Limitations and When Not to Use This
The paper's theoretical results apply to fixed-precision transformers, which is an idealized setting; real neural networks with floating-point arithmetic behave differently and may not exhibit the same expressivity gaps. The analysis characterizes worst-case or specific language families; it doesn't address how local attention performs on natural language specifically or empirically validate the theoretical predictions on real benchmarks. The work doesn't provide guidance on optimal window size selection for different tasks or sequence lengths—it establishes that local attention can be more expressive but doesn't characterize the practical trade-space.
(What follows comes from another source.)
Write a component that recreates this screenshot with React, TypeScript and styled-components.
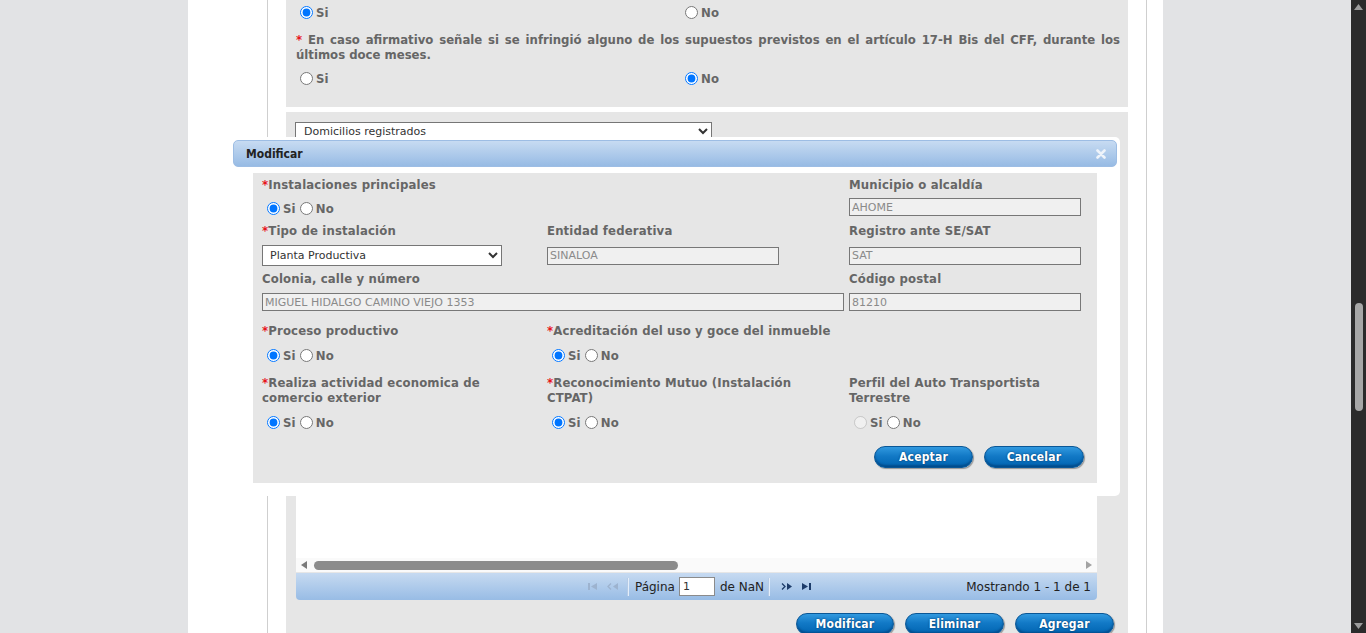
import React from "react";
import styled, { createGlobalStyle } from "styled-components";

const GlobalStyle = createGlobalStyle`
  html, body { margin: 0; padding: 0; height: 100%; overflow: hidden; }
  body {
    font-family: "DejaVu Sans Condensed", "DejaVu Sans", sans-serif;
    font-stretch: condensed;
    color: #666;
  }
  * { box-sizing: border-box; }
`;

const FONT = `"DejaVu Sans Condensed", "DejaVu Sans", sans-serif`;
const FONT_N = `"DejaVu Sans", sans-serif`;

const Frame = styled.div`
  display: flex;
  width: 1366px;
  height: 633px;
  overflow: hidden;
  background: #e2e3e5;
`;

const Viewport = styled.div`
  position: relative;
  flex: 1;
  display: flex;
  justify-content: center;
  overflow: hidden;
`;

const Column = styled.div`
  width: 975px;
  height: 100%;
  background: #fff;
  padding: 0 16px 0 79px;
`;

const Container = styled.div`
  height: 100%;
  border-left: 1px solid #cfcfcf;
  border-right: 1px solid #cfcfcf;
  padding: 0 18px;
  display: flex;
  flex-direction: column;
`;

const TopSection = styled.div`
  background: #e6e6e6;
  padding: 3px 8px 20px 9px;
`;

const ChoiceRow = styled.div<{ $mt?: number }>`
  display: grid;
  grid-template-columns: 385px 1fr;
  align-items: center;
  height: 18px;
  margin-top: ${(p) => p.$mt ?? 0}px;
`;

const Option = styled.label`
  display: inline-flex;
  align-items: center;
  font: bold 13px ${FONT};
  font-stretch: condensed;
  letter-spacing: 0.15px;
  color: #666;
  line-height: 15px;
`;

const Radio = styled.input.attrs({ type: "radio" })`
  width: 13px;
  height: 13px;
  margin: 0 3px 0 5px;
`;

const Notice = styled.p`
  margin: 11px 0 0 1px;
  font: bold 13px/15px ${FONT};
  font-stretch: condensed;
  color: #666;
  text-align: justify;
`;

const Req = styled.span`
  color: #e8141a;
`;

const MainSection = styled.div`
  flex: 1;
  margin-top: 5px;
  background: #e6e6e6;
  padding: 10px 14px 0 9px;
  display: flex;
  flex-direction: column;
`;

const AddressSelect = styled.select`
  width: 417px;
  height: 18px;
  border: 1px solid #767676;
  background: #fff;
  font: 11px ${FONT_N};
  color: #333;
  padding: 0 4px;
`;

const Grid = styled.div`
  margin: 10px 0 0 1px;
  width: 801px;
  display: flex;
  flex-direction: column;
`;

const GridBody = styled.div`
  height: 408px;
  background: #fff;
`;

const HScroll = styled.div`
  height: 14px;
  background: #fafafa;
  display: flex;
  align-items: center;
  padding: 0 5px 0 5px;
`;

const HThumb = styled.div`
  width: 364px;
  height: 9px;
  margin-left: 7px;
  border-radius: 5px;
  background: #8c8c8c;
`;

const Spacer = styled.div`
  flex: 1;
`;

const Pager = styled.div`
  height: 27px;
  margin-top: 1px;
  border-radius: 0 0 4px 4px;
  background: linear-gradient(to bottom, #c6daf1, #98bce5);
  display: grid;
  grid-template-columns: 1fr auto 1fr;
  align-items: center;
  font: 12px ${FONT_N};
  color: #222;
`;

const PagerCenter = styled.div`
  display: flex;
  align-items: center;
  margin-left: 6px;
`;

const PagerIcon = styled.span`
  display: inline-flex;
  width: 20px;
  justify-content: center;
  align-items: center;
`;

const PagerSep = styled.span`
  width: 2px;
  height: 18px;
  margin: 0 6px 0 4px;
  background: #b5cbe6;
  border-right: 1px solid #e4eefa;
`;

const PageInput = styled.input`
  width: 36px;
  height: 19px;
  margin: 0 5px 0 4px;
  border: 1px solid #8b8b8b;
  background: #fff;
  font: 11px ${FONT_N};
  color: #333;
  padding: 0 3px;
`;

const PagerInfo = styled.span`
  justify-self: end;
  padding-right: 6px;
`;

const ButtonRow = styled.div<{ $mt: number }>`
  display: flex;
  justify-content: flex-end;
  gap: 11px;
  margin-top: ${(p) => p.$mt}px;
`;

const BlueButton = styled.button<{ $w: number }>`
  width: ${(p) => p.$w}px;
  height: 22px;
  border-radius: 12px;
  border: 1px solid #0a5796;
  background: linear-gradient(to bottom, #3199df 0%, #1279c6 45%, #0064b1 100%);
  box-shadow: inset 0 -2px 2px rgba(0, 30, 70, 0.35), 1px 1px 1px rgba(0, 0, 0, 0.35);
  color: #fff;
  font: bold 12px ${FONT};
  font-stretch: condensed;
  letter-spacing: 0.2px;
  text-shadow: 0 0 2px #02325e;
  padding: 0;
`;

const Dialog = styled.div`
  position: absolute;
  left: 230px;
  top: 137px;
  width: 890px;
  background: #fff;
  border-radius: 5px;
  padding: 3px 3px 13px 3px;
`;

const DialogHeader = styled.div`
  height: 27px;
  border: 1px solid #9dbde4;
  border-radius: 5px;
  background: linear-gradient(to bottom, #c7dbf2, #97bbe4);
  display: flex;
  align-items: center;
  justify-content: space-between;
  padding: 0 10px 0 12px;
  font: bold 12px ${FONT};
  font-stretch: condensed;
  color: #222;
`;

const FormPanel = styled.div`
  margin: 6px 20px 0 20px;
  background: #e6e6e6;
  padding: 4px 13px 15px 9px;
`;

const FormRow = styled.div<{ $mt: number }>`
  display: grid;
  grid-template-columns: 285px 302px 1fr;
  margin-top: ${(p) => p.$mt}px;
  align-items: start;
`;

const Field = styled.div<{ $span?: number }>`
  display: flex;
  flex-direction: column;
  grid-column: span ${(p) => p.$span ?? 1};
`;

const Label = styled.div`
  font: bold 13px/15px ${FONT};
  font-stretch: condensed;
  letter-spacing: 0.15px;
  color: #666;
  white-space: nowrap;
`;

const Slot = styled.div<{ $mt: number; $h: number }>`
  display: flex;
  align-items: center;
  margin-top: ${(p) => p.$mt}px;
  height: ${(p) => p.$h}px;
`;

const RadioGroup = styled.div`
  display: flex;
  align-items: center;
  & > label + label input {
    margin-left: 4px;
  }
`;

const OptText = styled.span<{ $muted?: boolean }>`
  color: ${(p) => (p.$muted ? "#666" : "inherit")};
`;

const ReadInput = styled.input<{ $w: number }>`
  width: ${(p) => p.$w}px;
  height: 18px;
  border: 1px solid #777;
  background: #f0f0f0;
  font: 11px ${FONT_N};
  color: #8a8a8a;
  padding: 0 2px;
`;

const TypeSelect = styled.select`
  width: 240px;
  height: 21px;
  border: 1px solid #767676;
  background: #fff;
  font: 11px ${FONT_N};
  color: #333;
  padding: 0 3px;
`;

const Tri = ({ dir, color }: { dir: "l" | "r"; color: string }) => (
  <svg width="6" height="8" viewBox="0 0 6 8">
    <polygon points={dir === "l" ? "6,0 6,8 0,4" : "0,0 0,8 6,4"} fill={color} />
  </svg>
);

const VTri = ({ dir }: { dir: "u" | "d" }) => (
  <svg width="9" height="6" viewBox="0 0 9 6">
    <polygon points={dir === "u" ? "0,6 9,6 4.5,0" : "0,0 9,0 4.5,6"} fill="#9c9c9c" />
  </svg>
);

const FirstIcon = ({ color }: { color: string }) => (
  <svg width="9" height="7" viewBox="0 0 9 7">
    <rect x="0" y="0" width="2" height="7" fill={color} />
    <polygon points="9,0 9,7 3,3.5" fill={color} />
  </svg>
);
const LastIcon = ({ color }: { color: string }) => (
  <svg width="9" height="7" viewBox="0 0 9 7">
    <polygon points="0,0 0,7 6,3.5" fill={color} />
    <rect x="7" y="0" width="2" height="7" fill={color} />
  </svg>
);
const PrevIcon = ({ color }: { color: string }) => (
  <svg width="11" height="7" viewBox="0 0 11 7">
    <polyline points="4,0.5 1,3.5 4,6.5" fill="none" stroke={color} strokeWidth="1.3" />
    <polygon points="11,0 11,7 6,3.5" fill={color} />
  </svg>
);
const NextIcon = ({ color }: { color: string }) => (
  <svg width="11" height="7" viewBox="0 0 11 7">
    <polyline points="1,0.5 4,3.5 1,6.5" fill="none" stroke={color} strokeWidth="1.3" />
    <polygon points="6,0 6,7 11,3.5" fill={color} />
  </svg>
);

const VScroll = styled.div`
  width: 15px;
  height: 100%;
  background: #2b2b2b;
  display: flex;
  flex-direction: column;
  align-items: center;
  padding: 4px 0 4px;
`;

const VThumb = styled.div`
  width: 8px;
  height: 108px;
  margin-top: 293px;
  border-radius: 4px;
  background: #a7a7a7;
`;

const CloseIcon = () => (
  <svg width="10" height="10" viewBox="0 0 10 10">
    <path d="M1.5 1.5 L8.5 8.5 M8.5 1.5 L1.5 8.5" stroke="#eef3fa" strokeWidth="2.6" strokeLinecap="round" />
  </svg>
);

type YN = "si" | "no" | "none";

const YesNo = ({ name, value, disabledSi }: { name: string; value: YN; disabledSi?: boolean }) => (
  <RadioGroup>
    <Option>
      <Radio name={name} defaultChecked={value === "si"} disabled={disabledSi} />
      <OptText $muted={disabledSi}>Si</OptText>
    </Option>
    <Option>
      <Radio name={name} defaultChecked={value === "no"} />
      No
    </Option>
  </RadioGroup>
);

export default function App() {
  return (
    <Frame>
      <GlobalStyle />
      <Viewport>
        <Column>
          <Container>
            <TopSection>
              <ChoiceRow>
                <Option>
                  <Radio name="q1" defaultChecked />
                  Si
                </Option>
                <Option>
                  <Radio name="q1" />
                  No
                </Option>
              </ChoiceRow>
              <Notice>
                <Req>* </Req>En caso afirmativo señale si se infringió alguno de los supuestos previstos en el
                artículo 17-H Bis del CFF, durante los últimos doce meses.
              </Notice>
              <ChoiceRow $mt={7}>
                <Option>
                  <Radio name="q2" />
                  Si
                </Option>
                <Option>
                  <Radio name="q2" defaultChecked />
                  No
                </Option>
              </ChoiceRow>
            </TopSection>
            <MainSection>
              <AddressSelect defaultValue="d">
                <option value="d">Domicilios registrados</option>
              </AddressSelect>
              <Grid>
                <GridBody />
                <HScroll>
                  <Tri dir="l" color="#7a7a7a" />
                  <HThumb />
                  <Spacer />
                  <Tri dir="r" color="#a3a3a3" />
                </HScroll>
                <Pager>
                  <span />
                  <PagerCenter>
                    <PagerIcon>
                      <FirstIcon color="#9db3cf" />
                    </PagerIcon>
                    <PagerIcon>
                      <PrevIcon color="#9db3cf" />
                    </PagerIcon>
                    <PagerSep />
                    Página
                    <PageInput defaultValue="1" />
                    de NaN
                    <PagerSep />
                    <PagerIcon>
                      <NextIcon color="#1d3c6a" />
                    </PagerIcon>
                    <PagerIcon>
                      <LastIcon color="#1d3c6a" />
                    </PagerIcon>
                  </PagerCenter>
                  <PagerInfo>Mostrando 1 - 1 de 1</PagerInfo>
                </Pager>
              </Grid>
              <ButtonRow $mt={13}>
                <BlueButton $w={98}>Modificar</BlueButton>
                <BlueButton $w={99}>Eliminar</BlueButton>
                <BlueButton $w={99}>Agregar</BlueButton>
              </ButtonRow>
            </MainSection>
          </Container>
        </Column>

        <Dialog>
          <DialogHeader>
            <span>Modificar</span>
            <CloseIcon />
          </DialogHeader>
          <FormPanel>
            <FormRow $mt={0}>
              <Field>
                <Label>
                  <Req>*</Req>Instalaciones principales
                </Label>
                <Slot $mt={7} $h={18}>
                  <YesNo name="f1" value="si" />
                </Slot>
              </Field>
              <Field />
              <Field>
                <Label>Municipio o alcaldía</Label>
                <Slot $mt={6} $h={18}>
                  <ReadInput $w={232} readOnly defaultValue="AHOME" />
                </Slot>
              </Field>
            </FormRow>
            <FormRow $mt={6}>
              <Field>
                <Label>
                  <Req>*</Req>Tipo de instalación
                </Label>
                <Slot $mt={7} $h={21}>
                  <TypeSelect defaultValue="pp">
                    <option value="pp">Planta Productiva</option>
                  </TypeSelect>
                </Slot>
              </Field>
              <Field>
                <Label>Entidad federativa</Label>
                <Slot $mt={7} $h={21}>
                  <ReadInput $w={232} readOnly defaultValue="SINALOA" />
                </Slot>
              </Field>
              <Field>
                <Label>Registro ante SE/SAT</Label>
                <Slot $mt={7} $h={21}>
                  <ReadInput $w={232} readOnly defaultValue="SAT" />
                </Slot>
              </Field>
            </FormRow>
            <FormRow $mt={5}>
              <Field $span={2}>
                <Label>Colonia, calle y número</Label>
                <Slot $mt={7} $h={18}>
                  <ReadInput $w={582} readOnly defaultValue="MIGUEL HIDALGO CAMINO VIEJO 1353" />
                </Slot>
              </Field>
              <Field>
                <Label>Código postal</Label>
                <Slot $mt={7} $h={18}>
                  <ReadInput $w={232} readOnly defaultValue="81210" />
                </Slot>
              </Field>
            </FormRow>
            <FormRow $mt={12}>
              <Field>
                <Label>
                  <Req>*</Req>Proceso productivo
                </Label>
                <Slot $mt={8} $h={18}>
                  <YesNo name="f2" value="si" />
                </Slot>
              </Field>
              <Field>
                <Label>
                  <Req>*</Req>Acreditación del uso y goce del inmueble
                </Label>
                <Slot $mt={8} $h={18}>
                  <YesNo name="f3" value="si" />
                </Slot>
              </Field>
            </FormRow>
            <FormRow $mt={11}>
              <Field>
                <Label>
                  <Req>*</Req>Realiza actividad economica de
                  <br />
                  comercio exterior
                </Label>
                <Slot $mt={8} $h={18}>
                  <YesNo name="f4" value="si" />
                </Slot>
              </Field>
              <Field>
                <Label>
                  <Req>*</Req>Reconocimiento Mutuo (Instalación
                  <br />
                  CTPAT)
                </Label>
                <Slot $mt={8} $h={18}>
                  <YesNo name="f5" value="si" />
                </Slot>
              </Field>
              <Field>
                <Label>
                  Perfil del Auto Transportista
                  <br />
                  Terrestre
                </Label>
                <Slot $mt={8} $h={18}>
                  <YesNo name="f6" value="none" disabledSi />
                </Slot>
              </Field>
            </FormRow>
            <ButtonRow $mt={15}>
              <BlueButton $w={99}>Aceptar</BlueButton>
              <BlueButton $w={100}>Cancelar</BlueButton>
            </ButtonRow>
          </FormPanel>
        </Dialog>
      </Viewport>
      <VScroll>
        <VTri dir="u" />
        <VThumb />
        <Spacer />
        <VTri dir="d" />
      </VScroll>
    </Frame>
  );
}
Additionally, the paper focuses on recognizer expressivity, which measures what patterns can be recognized but doesn't directly address generation quality, loss convergence, or sample efficiency in practice.
Research Context
This work builds on the expressivity literature for transformers, including prior results by Pérez et al. and others characterizing what transformers with global attention can compute. It contributes to the broader effort to understand why certain architectural choices (like local attention) work well empirically by grounding them in formal computation theory. The paper advances the theoretical foundation for designing efficient transformers, complementing empirical work on sparse attention patterns and efficient variants. It opens research directions around characterizing expressivity of other attention modifications (multi-scale, hierarchical, or learnable sparse patterns) and understanding the connection between formal expressivity and practical language modeling performance.